Factory quote questions to send
- What exact jute material are you quoting: oz grade, GSM equivalent, weave style, lamination type, fabric shade range, odor expectation, and whether bulk fabric will match the sample swatch?
- What are the finished bag width, height, gusset, handle drop, handle width, handle material, handle color, thread color, seam allowance, and reinforcement stitch type?
- What tolerance do you guarantee for finished dimensions, handle drop, print placement, print size, carton count, carton dimensions, and carton gross weight?
- What print method is included, how many colors are included, what setup charges apply, and what minimum line width and minimum text height do you recommend for this jute?
- Can you produce a printed pre-production sample using actual or bulk-equivalent fabric, handles, thread, ink, label, folding method, and inner packing?
- How many bags will be packed per carton, and what are the estimated carton length, width, height, net weight, gross weight, and carton board specification?
- What maximum carton gross weight do you recommend for this bag construction, and can you adjust pack count to meet a buyer limit such as 15 kg or 18 kg?
- Will cartons be 5-ply export cartons, and what tape, liner, strap, moisture protection, palletization, or corner protection do you recommend for the shipping route?
- How do you prevent print transfer, odor retention, moisture exposure, dyed-handle rub transfer, and lamination creasing during folding and packing?
- What MOQ applies for natural jute with standard cotton handles, and what changes if we add dyed handles, colored jute, woven labels, multiple logos, or individual polybags?
Quality-control points to confirm
- Finished size should be measured after sewing with an agreed tolerance, commonly +/-1 cm for width, height, and gusset unless the buyer requires fixture-fit or insert-fit control.
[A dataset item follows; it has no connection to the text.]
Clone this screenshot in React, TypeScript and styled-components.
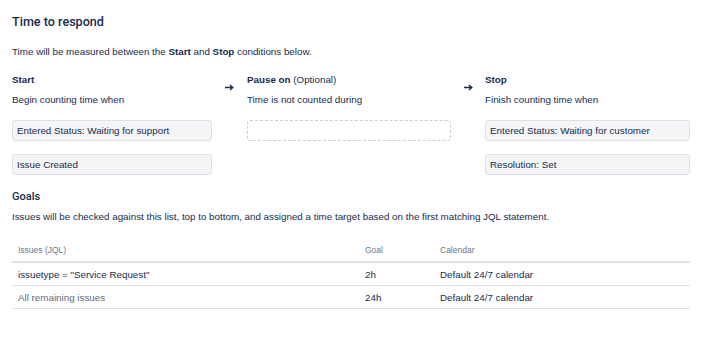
import React from 'react';
import styled, { createGlobalStyle } from 'styled-components';

const GlobalStyle = createGlobalStyle`
  body {
    margin: 0;
    background: #ffffff;
    font-family: "Liberation Sans", Arial, sans-serif;
    color: #172b4d;
  }
`;

const Page = styled.div`
  width: 678px;
  padding: 14px 0 20px 12px;
`;

const Title = styled.h3`
  margin: 0;
  font-family: Roboto, "Liberation Sans", sans-serif;
  font-size: 12.6px;
  line-height: 16px;
  font-weight: 500;
`;

const Text = styled.p<{ top?: number }>`
  margin: ${(p) => p.top ?? 0}px 0 0;
  font-size: 9.8px;
  line-height: 14px;
`;

const Conditions = styled.div`
  display: grid;
  grid-template-columns: 200px 35px 204px 34px 1fr;
  margin-top: 14px;
`;

const Column = styled.div`
  display: flex;
  flex-direction: column;
`;

const Label = styled.div`
  font-size: 9.8px;
  line-height: 14px;
  font-weight: bold;

  span {
    font-weight: normal;
  }
`;

const Hint = styled.div`
  margin-top: 6px;
  font-size: 9.8px;
  line-height: 14px;
`;

const ArrowCell = styled.div`
  display: flex;
  justify-content: center;
  padding-top: 11px;
`;

const Condition = styled.div`
  margin-top: 13px;
  height: 21px;
  box-sizing: border-box;
  padding: 0 4px;
  display: flex;
  align-items: center;
  font-size: 9.8px;
  background: #f4f5f7;
  border: 1px solid #dfe1e6;
  border-radius: 3px;
`;

const EmptySlot = styled.div`
  margin-top: 13px;
  height: 21px;
  box-sizing: border-box;
  border: 1px dashed #ccd0d6;
  border-radius: 3px;
`;

const SectionTitle = styled.h4`
  margin: 15px 0 0;
  font-family: Roboto, "Liberation Sans", sans-serif;
  font-size: 11px;
  line-height: 14px;
  font-weight: 500;
`;

const Table = styled.div`
  margin-top: 15px;
  display: grid;
  grid-template-columns: 347px 75px 1fr;
`;

const HeadCell = styled.div`
  height: 22px;
  padding: 0 6px;
  display: flex;
  align-items: center;
  font-size: 8.5px;
  color: #6b778c;
  border-bottom: 2px solid #dfe1e6;
`;

const Cell = styled.div<{ muted?: boolean }>`
  height: 22px;
  padding: 0 6px;
  display: flex;
  align-items: center;
  font-size: 9.8px;
  color: ${(p) => (p.muted ? '#5e6c84' : '#172b4d')};
  border-bottom: 1px solid #dfe1e6;
`;

const Arrow = () => (
  <svg width="9" height="7" viewBox="0 0 9 7">
    <path d="M0 3.5H7.5M5 1L7.8 3.5L5 6" fill="none" stroke="#172b4d" strokeWidth="1.4" />
  </svg>
);

const goals = [
  { jql: 'issuetype = "Service Request"', goal: '2h', calendar: 'Default 24/7 calendar', muted: false },
  { jql: 'All remaining issues', goal: '24h', calendar: 'Default 24/7 calendar', muted: true },
];

const App = () => (
  <>
    <GlobalStyle />
    <Page>
      <Title>Time to respond</Title>
      <Text top={15}>
        Time will be measured between the <b>Start</b> and <b>Stop</b> conditions below.
      </Text>
      <Conditions>
        <Column>
          <Label>Start</Label>
          <Hint>Begin counting time when</Hint>
          <Condition>Entered Status: Waiting for support</Condition>
          <Condition>Issue Created</Condition>
        </Column>
        <ArrowCell><Arrow /></ArrowCell>
        <Column>
          <Label>Pause on <span>(Optional)</span></Label>
          <Hint>Time is not counted during</Hint>
          <EmptySlot />
        </Column>
        <ArrowCell><Arrow /></ArrowCell>
        <Column>
          <Label>Stop</Label>
          <Hint>Finish counting time when</Hint>
          <Condition>Entered Status: Waiting for customer</Condition>
          <Condition>Resolution: Set</Condition>
        </Column>
      </Conditions>
      <SectionTitle>Goals</SectionTitle>
      <Text top={6}>
        Issues will be checked against this list, top to bottom, and assigned a time target based on the first matching JQL statement.
      </Text>
      <Table>
        <HeadCell>Issues (JQL)</HeadCell>
        <HeadCell>Goal</HeadCell>
        <HeadCell>Calendar</HeadCell>
        {goals.map((g) => (
          <React.Fragment key={g.jql}>
            <Cell muted={g.muted}>{g.jql}</Cell>
            <Cell>{g.goal}</Cell>
            <Cell>{g.calendar}</Cell>
          </React.Fragment>
        ))}
      </Table>
    </Page>
  </>
);

export default App;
- Gusset width, bottom panel symmetry, and bottom seam alignment should be checked because book corners often stress the bottom and side seams before the front panel fails.
- Handle drop should be measured after sewing; a target shoulder handle of 55-65 cm total length should not become a short hand-carry handle after seam allowance.
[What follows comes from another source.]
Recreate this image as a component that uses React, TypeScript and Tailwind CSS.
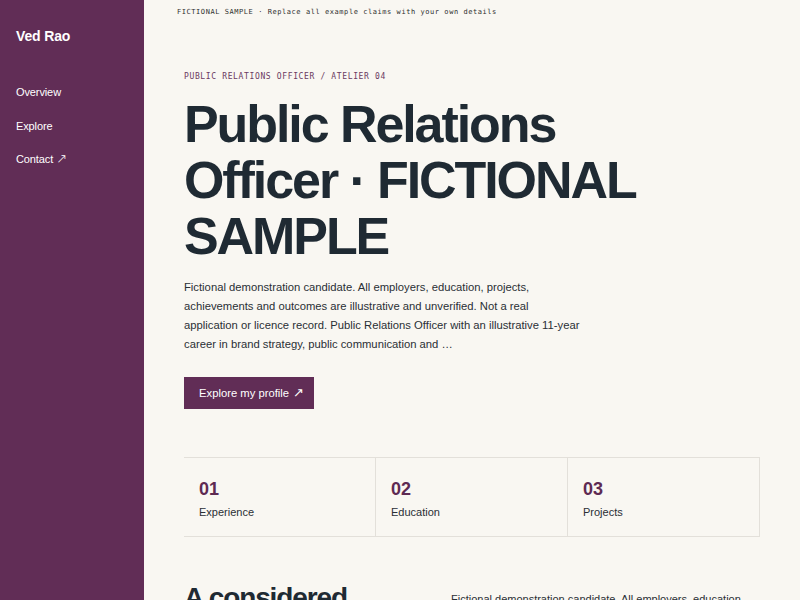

- Handle attachment should pass an agreed pull check based on intended load, with no tearing at the stitch box, cross stitch, side seam, or webbing edge.
- Stitching should be checked for skipped stitches, loose threads, open seams, uneven seam allowance, weak bar tacks, and thread color mismatch.
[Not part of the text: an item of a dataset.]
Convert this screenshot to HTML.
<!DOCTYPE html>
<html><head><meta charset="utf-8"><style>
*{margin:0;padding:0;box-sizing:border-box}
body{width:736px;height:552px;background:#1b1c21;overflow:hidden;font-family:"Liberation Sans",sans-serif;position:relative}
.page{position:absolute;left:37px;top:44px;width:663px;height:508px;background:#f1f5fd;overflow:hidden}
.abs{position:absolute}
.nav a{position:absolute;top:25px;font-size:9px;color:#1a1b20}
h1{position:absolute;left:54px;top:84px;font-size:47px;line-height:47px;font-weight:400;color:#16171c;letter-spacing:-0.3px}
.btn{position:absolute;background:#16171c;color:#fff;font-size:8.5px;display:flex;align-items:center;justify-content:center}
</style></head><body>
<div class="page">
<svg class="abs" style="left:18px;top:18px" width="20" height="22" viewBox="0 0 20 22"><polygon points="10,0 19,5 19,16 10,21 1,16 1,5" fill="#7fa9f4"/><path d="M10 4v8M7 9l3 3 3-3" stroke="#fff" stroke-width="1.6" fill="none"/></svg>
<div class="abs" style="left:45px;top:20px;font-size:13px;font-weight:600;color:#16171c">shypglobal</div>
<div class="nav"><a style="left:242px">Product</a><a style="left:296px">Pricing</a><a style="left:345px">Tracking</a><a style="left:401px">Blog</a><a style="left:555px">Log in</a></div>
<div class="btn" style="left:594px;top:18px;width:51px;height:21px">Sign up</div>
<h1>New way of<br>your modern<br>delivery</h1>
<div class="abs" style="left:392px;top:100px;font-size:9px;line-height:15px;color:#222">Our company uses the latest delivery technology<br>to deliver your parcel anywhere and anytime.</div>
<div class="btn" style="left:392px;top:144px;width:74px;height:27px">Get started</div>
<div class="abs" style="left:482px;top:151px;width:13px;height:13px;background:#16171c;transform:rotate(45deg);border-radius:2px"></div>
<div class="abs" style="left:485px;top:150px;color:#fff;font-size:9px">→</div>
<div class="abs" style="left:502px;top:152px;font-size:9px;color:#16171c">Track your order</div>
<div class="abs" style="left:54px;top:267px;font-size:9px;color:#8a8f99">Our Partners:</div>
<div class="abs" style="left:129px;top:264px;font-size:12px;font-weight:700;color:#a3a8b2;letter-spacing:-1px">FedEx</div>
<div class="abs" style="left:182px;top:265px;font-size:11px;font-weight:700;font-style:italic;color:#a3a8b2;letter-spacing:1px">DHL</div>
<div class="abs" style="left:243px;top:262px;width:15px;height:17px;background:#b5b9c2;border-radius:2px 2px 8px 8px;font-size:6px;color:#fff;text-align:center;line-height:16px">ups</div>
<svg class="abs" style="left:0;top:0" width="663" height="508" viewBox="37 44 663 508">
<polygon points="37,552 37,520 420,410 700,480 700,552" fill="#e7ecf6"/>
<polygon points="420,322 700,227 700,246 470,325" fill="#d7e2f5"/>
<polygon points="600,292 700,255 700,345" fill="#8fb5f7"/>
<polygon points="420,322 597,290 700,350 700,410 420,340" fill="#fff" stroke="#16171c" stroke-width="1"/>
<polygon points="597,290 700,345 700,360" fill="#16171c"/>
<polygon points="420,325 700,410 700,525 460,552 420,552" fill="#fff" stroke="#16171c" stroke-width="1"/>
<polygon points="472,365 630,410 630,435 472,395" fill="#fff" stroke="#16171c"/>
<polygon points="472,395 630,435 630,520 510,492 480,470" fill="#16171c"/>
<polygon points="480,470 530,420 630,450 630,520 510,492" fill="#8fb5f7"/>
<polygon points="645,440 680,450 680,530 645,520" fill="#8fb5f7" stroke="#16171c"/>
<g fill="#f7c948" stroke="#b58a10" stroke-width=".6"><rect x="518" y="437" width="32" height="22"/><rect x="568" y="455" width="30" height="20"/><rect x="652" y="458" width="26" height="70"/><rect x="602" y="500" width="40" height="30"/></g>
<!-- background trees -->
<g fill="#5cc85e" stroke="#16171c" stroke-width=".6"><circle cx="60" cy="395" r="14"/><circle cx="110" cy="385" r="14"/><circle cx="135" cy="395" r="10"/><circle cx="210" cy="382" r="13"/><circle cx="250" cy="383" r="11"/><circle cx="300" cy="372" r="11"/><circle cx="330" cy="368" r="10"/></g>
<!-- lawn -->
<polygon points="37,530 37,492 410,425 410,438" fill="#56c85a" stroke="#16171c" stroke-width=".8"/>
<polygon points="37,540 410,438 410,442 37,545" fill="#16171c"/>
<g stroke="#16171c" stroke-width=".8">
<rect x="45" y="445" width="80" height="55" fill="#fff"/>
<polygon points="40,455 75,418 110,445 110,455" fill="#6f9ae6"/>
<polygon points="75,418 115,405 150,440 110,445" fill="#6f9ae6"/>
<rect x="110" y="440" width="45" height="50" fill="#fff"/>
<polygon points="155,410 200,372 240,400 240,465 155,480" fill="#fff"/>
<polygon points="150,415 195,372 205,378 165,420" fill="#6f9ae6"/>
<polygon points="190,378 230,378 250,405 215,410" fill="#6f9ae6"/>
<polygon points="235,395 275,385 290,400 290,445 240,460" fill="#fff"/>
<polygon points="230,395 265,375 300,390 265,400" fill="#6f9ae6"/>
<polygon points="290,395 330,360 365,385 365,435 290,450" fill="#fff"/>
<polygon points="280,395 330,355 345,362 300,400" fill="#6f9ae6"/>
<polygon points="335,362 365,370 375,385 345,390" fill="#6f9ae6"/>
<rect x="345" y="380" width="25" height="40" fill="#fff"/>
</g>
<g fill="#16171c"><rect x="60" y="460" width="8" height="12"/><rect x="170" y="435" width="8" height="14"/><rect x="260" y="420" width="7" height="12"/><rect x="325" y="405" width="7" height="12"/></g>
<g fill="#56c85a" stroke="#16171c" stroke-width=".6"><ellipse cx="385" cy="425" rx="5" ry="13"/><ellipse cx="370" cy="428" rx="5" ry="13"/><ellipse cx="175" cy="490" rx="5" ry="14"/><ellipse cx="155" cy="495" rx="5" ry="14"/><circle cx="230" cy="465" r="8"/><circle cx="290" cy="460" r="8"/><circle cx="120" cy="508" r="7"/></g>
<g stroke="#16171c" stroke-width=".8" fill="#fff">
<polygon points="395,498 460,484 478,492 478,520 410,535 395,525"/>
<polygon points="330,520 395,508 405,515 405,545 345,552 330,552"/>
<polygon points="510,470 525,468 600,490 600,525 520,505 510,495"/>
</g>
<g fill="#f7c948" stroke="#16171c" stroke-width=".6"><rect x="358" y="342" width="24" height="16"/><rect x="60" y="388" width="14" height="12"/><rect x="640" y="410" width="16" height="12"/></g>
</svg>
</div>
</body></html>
- Print placement should be measured from fixed points such as top edge, side seam, and gusset edge, with written tolerance such as +/-0.5 cm or +/-1 cm.
- Ink coverage should be checked on bulk-equivalent jute for pinholes, broken edges, fiber interference, uneven opacity, scuffing, blocking, and loss of small logo detail.
- Pantone color should be judged against an approved standard while allowing realistic variation caused by natural jute shade and surface absorption.
- Heat-transfer artwork, if used, should be checked for edge lift, cracking, adhesion failure, and flexibility after folding on the actual jute or laminated surface.
- Dyed handles, colored trims, and dark labels should be checked for dry and wet rub transfer before they are packed against natural jute or printed panels.